Einsteinium

Einsteinium is an artificially created radioactive element . Its chemical symbol is Es, and its atomic number (number of protons in its nucleus) is 99.

Chemists place einsteinium in the actinide group of transuranium elements . For information on the position of einsteinium on the periodic table, see the article Periodic table .

Einsteinium
Einsteinium

Einsteinium has 17 known isotopes, forms with the same number of protons but different numbers of neutrons.

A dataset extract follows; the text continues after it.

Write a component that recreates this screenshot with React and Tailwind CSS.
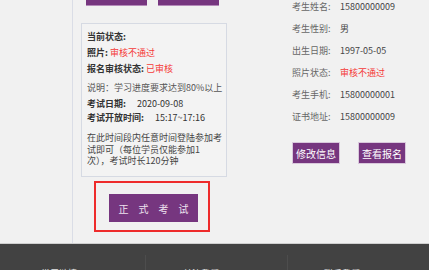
import React from 'react';

const font = { fontFamily: '"Noto Sans CJK SC", "Noto Sans", sans-serif' };

const infoRows = [
  { label: '考生姓名:', value: '15800000009' },
  { label: '考生性别:', value: '男' },
  { label: '出生日期:', value: '1997-05-05' },
  { label: '照片状态:', value: '审核不通过', red: true },
  { label: '考生手机:', value: '15800000001' },
  { label: '证书地址:', value: '15800000009' },
];

export default function App() {
  return (
    <div className="w-[429px] h-[270px] overflow-hidden bg-[#f1f1f1]" style={font}>
      <div className="flex h-[243px] overflow-hidden">
        {/* Seitenleiste */}
        <div className="w-[73px] shrink-0 border-r border-[#dadde6]" />

        <div className="flex pl-[8px]">
          {/* linke Spalte */}
          <div className="w-[146px] shrink-0">
            <div className="flex gap-[11px] pl-[5px] -mt-[20px]">
              <div className="w-[61px] h-[26px] bg-[#76367f] border-b border-[#b48ab9] text-[10px] text-white flex items-end justify-center leading-[14px] pb-[5px]">打印准考证</div>
              <div className="w-[61px] h-[26px] bg-[#76367f] border-b border-[#b48ab9] text-[10px] text-white flex items-end justify-center leading-[14px] pb-[5px]">考试成绩</div>
            </div>

            <div className="mt-[17px] h-[154px] border border-[#d6dae3] bg-[#f3f3f3] pl-[5px] pt-[5px] text-[9px] text-[#333]">
              <div className="leading-[16px] font-bold">当前状态:</div>
              <div className="leading-[16px]">
                <span className="font-bold">照片:</span> <span className="text-[#f53a3a]">审核不通过</span>
              </div>
              <div className="leading-[16px]">
                <span className="font-bold">报名审核状态:</span> <span className="text-[#f53a3a]">已审核</span>
              </div>
              <div className="mt-[3px] leading-[16px] text-[#555] whitespace-nowrap">说明：学习进度要求达到80%以上</div>
              <div className="leading-[16px]">
                <span className="font-bold">考试日期:</span>
                <span className="ml-[11px]">2020-09-08</span>
              </div>
              <div className="leading-[12px]">
                <span className="font-bold">考试开放时间:</span>
                <span className="ml-[11px]">15:17~17:16</span>
              </div>
              <div className="mt-[8px] leading-[11.5px] text-[#444] whitespace-nowrap">
                <div>在此时间段内任意时间登陆参加考</div>
                <div>试即可（每位学员仅能参加1</div>
                <div>次），考试时长120分钟</div>
              </div>
            </div>

            <div className="mt-[4px] ml-[13px] w-[116px] h-[51px] border-2 border-[#ee2b2b] pl-[13px] pt-[11px]">
              <button className="w-[89px] h-[28px] bg-[#76367f] text-[10px] text-[#eee3ef] flex items-center justify-center gap-[10px]">
                <span>正</span>
                <span>式</span>
                <span>考</span>
                <span>试</span>
              </button>
            </div>
          </div>

          {/* rechte Spalte */}
          <div className="ml-[65px] w-[136px] shrink-0">
            <div className="-mt-[4px]">
              {infoRows.map((row) => (
                <div key={row.label} className="flex leading-[22px] text-[9px] whitespace-nowrap">
                  <span className="w-[48px] text-[#666]">{row.label}</span>
                  <span className={row.red ? 'text-[#f53a3a]' : 'text-[#444]'}>{row.value}</span>
                </div>
              ))}
            </div>
            <div className="flex gap-[18px] mt-[14px]">
              <button className="w-[48px] h-[22px] bg-[#76367f] border border-[#d9c8dc] text-[10px] text-white flex items-center justify-center">修改信息</button>
              <button className="w-[48px] h-[22px] bg-[#76367f] border border-[#d9c8dc] text-[10px] text-white flex items-center justify-center">查看报名</button>
            </div>
          </div>
        </div>
      </div>

      {/* Footer */}
      <div className="h-[27px] border-t border-[#cfcfcf] bg-[#424242] flex pl-[3px]">
        <div className="w-[150px] mt-[11px] pl-[38px] pt-[13px] text-[9px] leading-[12px] text-[#e5e5e5] whitespace-nowrap">常用链接</div>
        <div className="w-[150px] mt-[11px] border-l border-[#4d4d4d] pl-[37px] pt-[13px] text-[9px] leading-[12px] text-[#e5e5e5] whitespace-nowrap">关注我们</div>
        <div className="w-[150px] mt-[11px] border-l border-[#4d4d4d] pl-[36px] pt-[13px] text-[9px] leading-[12px] text-[#e5e5e5] whitespace-nowrap">联系我们</div>
      </div>
    </div>
  );
}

The most stable isotope has an atomic mass number (total number of protons and neutrons) of 252. That isotope has a half-life of 472 days—that is, due to radioactive decay, only half the atoms in a sample of isotope 252 would still be atoms of that isotope after 472 days.

Scientists at the University of California, the Argonne National Laboratory, and the Los Alamos National Laboratory named this element in honor of the famous scientist Albert Einstein . Einsteinium was first discovered in 1952 in the debris from a hydrogen bomb explosion. Scientists collected this debris on filter papers carried by radio-controlled airplanes and from fallout on a nearby coral atoll. This new element formed when a great number of neutrons from the explosion collided with atoms of uranium 238 and were captured by their nuclei. Fermium , element 100, was formed at the same time.

Scientists first produced einsteinium in laboratory experiments in 1954. Today, one isotope of einsteinium, with mass number 253 and a half-life of 20 days, is produced in small amounts in nuclear reactors. Einsteinium compounds have also been prepared.